Task brief =>
Only lines holding the string "this" are wanted; copy each one from the material.
[START OF Excerpted data]
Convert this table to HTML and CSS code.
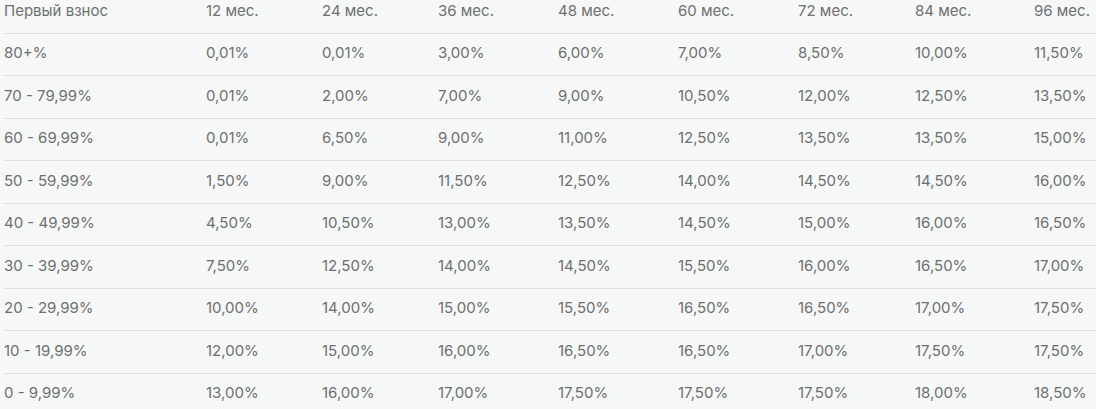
FILE: index.html
```html
<!DOCTYPE html>
<html lang="ru">
<head>
<meta charset="utf-8">
<link rel="stylesheet" href="styles.css">
</head>
<body>
<table class="rates">
  <colgroup>
    <col class="c0"><col class="c1"><col class="c2"><col class="c3"><col class="c4"><col class="c5"><col class="c6"><col class="c7"><col class="c8">
  </colgroup>
  <thead>
    <tr><th>Первый взнос</th><th>12 мес.</th><th>24 мес.</th><th>36 мес.</th><th>48 мес.</th><th>60 мес.</th><th>72 мес.</th><th>84 мес.</th><th>96 мес.</th></tr>
  </thead>
  <tbody>
    <tr><td>80+%</td><td>0,01%</td><td>0,01%</td><td>3,00%</td><td>6,00%</td><td>7,00%</td><td>8,50%</td><td>10,00%</td><td>11,50%</td></tr>
    <tr><td>70 - 79,99%</td><td>0,01%</td><td>2,00%</td><td>7,00%</td><td>9,00%</td><td>10,50%</td><td>12,00%</td><td>12,50%</td><td>13,50%</td></tr>
    <tr><td>60 - 69,99%</td><td>0,01%</td><td>6,50%</td><td>9,00%</td><td>11,00%</td><td>12,50%</td><td>13,50%</td><td>13,50%</td><td>15,00%</td></tr>
    <tr><td>50 - 59,99%</td><td>1,50%</td><td>9,00%</td><td>11,50%</td><td>12,50%</td><td>14,00%</td><td>14,50%</td><td>14,50%</td><td>16,00%</td></tr>
    <tr><td>40 - 49,99%</td><td>4,50%</td><td>10,50%</td><td>13,00%</td><td>13,50%</td><td>14,50%</td><td>15,00%</td><td>16,00%</td><td>16,50%</td></tr>
    <tr><td>30 - 39,99%</td><td>7,50%</td><td>12,50%</td><td>14,00%</td><td>14,50%</td><td>15,50%</td><td>16,00%</td><td>16,50%</td><td>17,00%</td></tr>
    <tr><td>20 - 29,99%</td><td>10,00%</td><td>14,00%</td><td>15,00%</td><td>15,50%</td><td>16,50%</td><td>16,50%</td><td>17,00%</td><td>17,50%</td></tr>
    <tr><td>10 - 19,99%</td><td>12,00%</td><td>15,00%</td><td>16,00%</td><td>16,50%</td><td>16,50%</td><td>17,00%</td><td>17,50%</td><td>17,50%</td></tr>
    <tr><td>0 - 9,99%</td><td>13,00%</td><td>16,00%</td><td>17,00%</td><td>17,50%</td><td>17,50%</td><td>17,50%</td><td>18,00%</td><td>18,50%</td></tr>
  </tbody>
</table>
</body>
</html>
```
FILE: styles.css
```css
html, body {
  margin: 0;
  padding: 0;
  background: #f6f7f7;
}
body {
  padding-left: 4px;
  overflow: hidden;
}
.rates {
  border-collapse: collapse;
  table-layout: fixed;
  width: 1092px;
  font-family: Inter, "Noto Sans", sans-serif;
  font-size: 15px;
  color: #6d7070;
}
.c0 { width: 202px; }
.c1 { width: 116px; }
.c2 { width: 116px; }
.c3 { width: 120px; }
.c4 { width: 120px; }
.c5 { width: 120px; }
.c6 { width: 117px; }
.c7 { width: 119px; }
.c8 { width: 62px; }
.rates th,
.rates td {
  padding: 0;
  text-align: left;
  font-weight: 400;
  white-space: nowrap;
  vertical-align: middle;
}
.rates thead th {
  height: 33px;
  padding-bottom: 11px;
  box-sizing: border-box;
  border-bottom: 1px solid #dddfdf;
}
.rates tbody td {
  height: 42.5px;
  padding-bottom: 3px;
  box-sizing: border-box;
  border-bottom: 1px solid #dddfdf;
}
```
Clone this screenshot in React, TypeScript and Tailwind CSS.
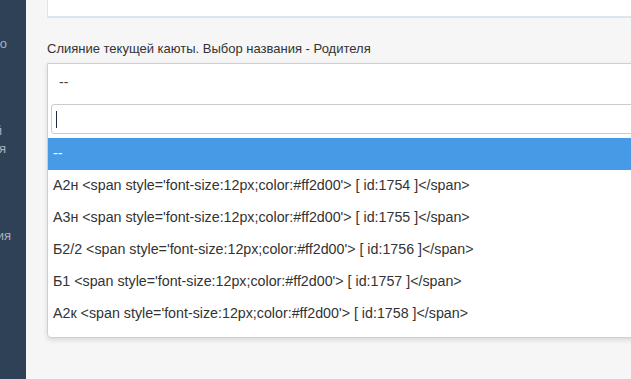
import { FC } from 'react'

const options = [
  { name: 'А2н', id: 1754 },
  { name: 'А3н', id: 1755 },
  { name: 'Б2/2', id: 1756 },
  { name: 'Б1', id: 1757 },
  { name: 'А2к', id: 1758 },
]

const NavTail: FC<{ text: string; w: string; mt: string }> = ({ text, w, mt }) => (
  <div className={`flex justify-end whitespace-nowrap h-[18px] leading-[18px] ${w} ${mt}`}>
    {text}
  </div>
)

const App: FC = () => {
  return (
    <div className="flex h-[379px] w-[631px] overflow-hidden bg-[#f6f6f6] font-['Liberation_Sans',Arial,sans-serif]">
      {/* sidebar (only its right edge is visible) */}
      <aside className="w-[26px] shrink-0 overflow-hidden bg-[#2f4156] text-[13px] text-[#a7b1c2]">
        <NavTail text="Общая инфо" w="w-[7px]" mt="mt-[35px]" />
        <NavTail text="Текущий" w="w-[2px]" mt="mt-[69px]" />
        <NavTail text="Категория" w="w-[6px]" mt="mt-0" />
        <NavTail text="Конфигурация" w="w-[11px]" mt="mt-[69px]" />
      </aside>

      <main className="flex-1 min-w-0 pl-[21px]">
        <div className="h-[18px] w-[620px] border-x border-b-2 border-[#dce5ee] bg-white" />

        <label className="block mt-[22px] text-[13px] leading-[18px] text-[#333]">
          Слияние текущей каюты. Выбор названия - Родителя
        </label>

        <div className="mt-[5px] w-[620px] rounded-b-[4px] border border-[#cfcfcf] bg-white pb-[7px] shadow-[0_2px_5px_rgba(0,0,0,0.12)]">
          {/* selected value */}
          <div className="flex h-[36px] items-center pl-[11px] text-[14px] text-[#444]">--</div>

          {/* search field */}
          <div className="px-[3px] py-[4px]">
            <div className="flex h-[30px] items-center rounded-[3px] border border-[#cccccc] bg-white pl-[4px]">
              <span className="h-[17px] w-[1px] bg-[#1f2a44]" />
            </div>
          </div>

          {/* results */}
          <ul className="text-[14.25px] text-[#333]">
            <li className="flex h-[32px] items-center bg-[#479be6] pl-[5px] text-white">--</li>
            {options.map((o) => (
              <li key={o.id} className="flex h-[32px] items-center whitespace-nowrap pl-[5px]">
                {`${o.name} <span style='font-size:12px;color:#ff2d00'> [ id:${o.id} ]</span>`}
              </li>
            ))}
          </ul>
        </div>
      </main>
    </div>
  )
}

export default App
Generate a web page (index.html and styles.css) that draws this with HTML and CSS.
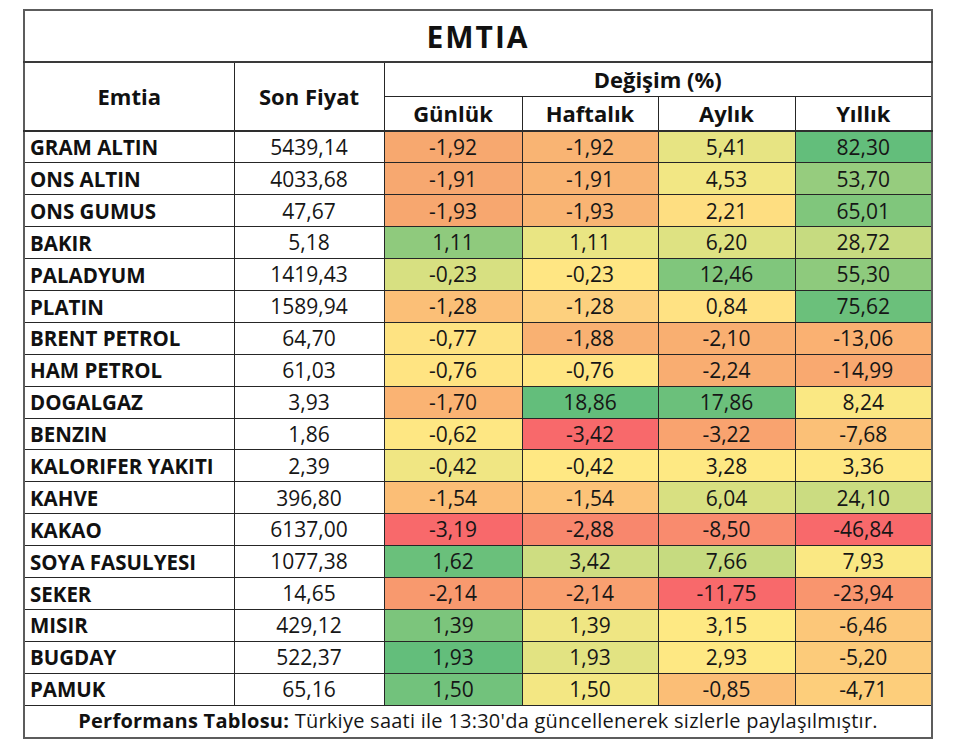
FILE: index.html
```html
<!DOCTYPE html>
<html lang="tr">
<head>
<meta charset="utf-8">
<title>EMTIA</title>
<link rel="stylesheet" href="styles.css">
</head>
<body>
<div class="wrap">
<table class="perf">
<colgroup>
<col class="c-name"><col class="c-price"><col class="c-d"><col class="c-w"><col class="c-m"><col class="c-y">
</colgroup>
<thead>
<tr class="title-row"><th colspan="6" class="title">EMTIA</th></tr>
<tr class="h1"><th rowspan="2" class="h-bottom">Emtia</th><th rowspan="2" class="h-bottom">Son Fiyat</th><th colspan="4">Değişim (%)</th></tr>
<tr class="h2"><th class="h-bottom">Günlük</th><th class="h-bottom">Haftalık</th><th class="h-bottom">Aylık</th><th class="h-bottom">Yıllık</th></tr>
</thead>
<tbody>
<tr><td class="name">GRAM ALTIN</td><td class="price">5439,14</td><td style="background:#F7A86F">-1,92</td><td style="background:#F9B473">-1,92</td><td style="background:#E7E483">5,41</td><td style="background:#63BE7B">82,30</td></tr>
<tr><td class="name">ONS ALTIN</td><td class="price">4033,68</td><td style="background:#F7A870">-1,91</td><td style="background:#F9B473">-1,91</td><td style="background:#F2E784">4,53</td><td style="background:#96CC7E">53,70</td></tr>
<tr><td class="name">ONS GUMUS</td><td class="price">47,67</td><td style="background:#F7A76F">-1,93</td><td style="background:#F9B473">-1,93</td><td style="background:#FEDE81">2,21</td><td style="background:#80C67C">65,01</td></tr>
<tr><td class="name">BAKIR</td><td class="price">5,18</td><td style="background:#8FCA7D">1,11</td><td style="background:#E9E583">1,11</td><td style="background:#DEE282">6,20</td><td style="background:#C6DB80">28,72</td></tr>
<tr><td class="name">PALADYUM</td><td class="price">1419,43</td><td style="background:#D7E081">-0,23</td><td style="background:#FFE683">-0,23</td><td style="background:#80C67C">12,46</td><td style="background:#8ECA7D">55,30</td></tr>
<tr><td class="name">PLATIN</td><td class="price">1589,94</td><td style="background:#FBBF77">-1,28</td><td style="background:#FDD07E">-1,28</td><td style="background:#FFE283">0,84</td><td style="background:#6BC07B">75,62</td></tr>
<tr><td class="name">BRENT PETROL</td><td class="price">64,70</td><td style="background:#FEE382">-0,77</td><td style="background:#F9B172">-1,88</td><td style="background:#F9AF71">-2,10</td><td style="background:#FAB172">-13,06</td></tr>
<tr><td class="name">HAM PETROL</td><td class="price">61,03</td><td style="background:#FFE482">-0,76</td><td style="background:#FFE683">-0,76</td><td style="background:#F9AD71">-2,24</td><td style="background:#F9A970">-14,99</td></tr>
<tr><td class="name">DOGALGAZ</td><td class="price">3,93</td><td style="background:#FAB373">-1,70</td><td style="background:#63BE7B">18,86</td><td style="background:#6BC07B">17,86</td><td style="background:#FAE883">8,24</td></tr>
<tr><td class="name">BENZIN</td><td class="price">1,86</td><td style="background:#FEE783">-0,62</td><td style="background:#F8696B">-3,42</td><td style="background:#F9A36F">-3,22</td><td style="background:#FBC077">-7,68</td></tr>
<tr><td class="name">KALORIFER YAKITI</td><td class="price">2,39</td><td style="background:#F0E683">-0,42</td><td style="background:#FFE883">-0,42</td><td style="background:#FEE983">3,28</td><td style="background:#FEE883">3,36</td></tr>
<tr><td class="name">KAHVE</td><td class="price">396,80</td><td style="background:#FBBE76">-1,54</td><td style="background:#FCC378">-1,54</td><td style="background:#D8E081">6,04</td><td style="background:#CBDC81">24,10</td></tr>
<tr><td class="name">KAKAO</td><td class="price">6137,00</td><td style="background:#F8696B">-3,19</td><td style="background:#F8876D">-2,88</td><td style="background:#F98B6E">-8,50</td><td style="background:#F8696B">-46,84</td></tr>
<tr><td class="name">SOYA FASULYESI</td><td class="price">1077,38</td><td style="background:#6AC07B">1,62</td><td style="background:#CEDD81">3,42</td><td style="background:#C6DB80">7,66</td><td style="background:#FAE883">7,93</td></tr>
<tr><td class="name">SEKER</td><td class="price">14,65</td><td style="background:#F8996E">-2,14</td><td style="background:#F9A070">-2,14</td><td style="background:#F8696B">-11,75</td><td style="background:#F9956E">-23,94</td></tr>
<tr><td class="name">MISIR</td><td class="price">429,12</td><td style="background:#7CC57C">1,39</td><td style="background:#EFE683">1,39</td><td style="background:#FEE983">3,15</td><td style="background:#FCC779">-6,46</td></tr>
<tr><td class="name">BUGDAY</td><td class="price">522,37</td><td style="background:#63BE7B">1,93</td><td style="background:#E2E382">1,93</td><td style="background:#FEE883">2,93</td><td style="background:#FCCB7A">-5,20</td></tr>
<tr><td class="name">PAMUK</td><td class="price">65,16</td><td style="background:#72C27C">1,50</td><td style="background:#F3E783">1,50</td><td style="background:#FBBE76">-0,85</td><td style="background:#FDCE7B">-4,71</td></tr>
</tbody>
<tfoot>
<tr><td colspan="6" class="foot"><b>Performans Tablosu:</b> Türkiye saati ile 13:30'da güncellenerek sizlerle paylaşılmıştır.</td></tr>
</tfoot>
</table>
</div>
</body>
</html>
```

FILE: styles.css
```css
html, body {
  margin: 0;
  padding: 0;
  background: #ffffff;
}

body {
  font-family: "Open Sans", "Liberation Sans", sans-serif;
  color: #161616;
}

.wrap {
  padding: 9px 0 0 23px;
}

.perf {
  width: 908px;
  table-layout: fixed;
  border-collapse: collapse;
  border: 2px solid #5c5c5c;
}

.c-name { width: 210px; }
.c-price { width: 150px; }
.c-d { width: 138px; }
.c-w { width: 136px; }
.c-m { width: 137px; }
.c-y { width: 137px; }

.perf th,
.perf td {
  border: 1px solid #262626;
  padding: 0;
  text-align: center;
  vertical-align: middle;
  line-height: 1.3;
}

.perf th {
  font-weight: 700;
  color: #111111;
}

.title-row th {
  height: 50px;
  font-size: 30px;
  letter-spacing: 2px;
  border-bottom: 2px solid #3a3a3a;
}

.h1 th,
.h2 th {
  height: 33px;
  font-size: 22px;
}

.h-bottom {
  border-bottom: 2px solid #2e2e2e !important;
}

.perf tbody tr {
  height: 31.9px;
}

.perf tbody td {
  font-size: 21px;
  font-weight: 500;
  padding-top: 1px;
}

.perf td.name {
  text-align: left;
  padding-left: 5px;
  font-size: 20.5px;
  font-weight: 700;
  color: #111111;
}

.perf td.foot {
  height: 31px;
  font-size: 20px;
  font-weight: 500;
  letter-spacing: 0.25px;
  background: #ffffff;
}

.foot b {
  font-weight: 700;
  color: #111111;
}
```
[END OF Excerpted data]
Final answer =>
Convert this table to HTML and CSS code.
Clone this screenshot in React, TypeScript and Tailwind CSS.
Generate a web page (index.html and styles.css) that draws this with HTML and CSS.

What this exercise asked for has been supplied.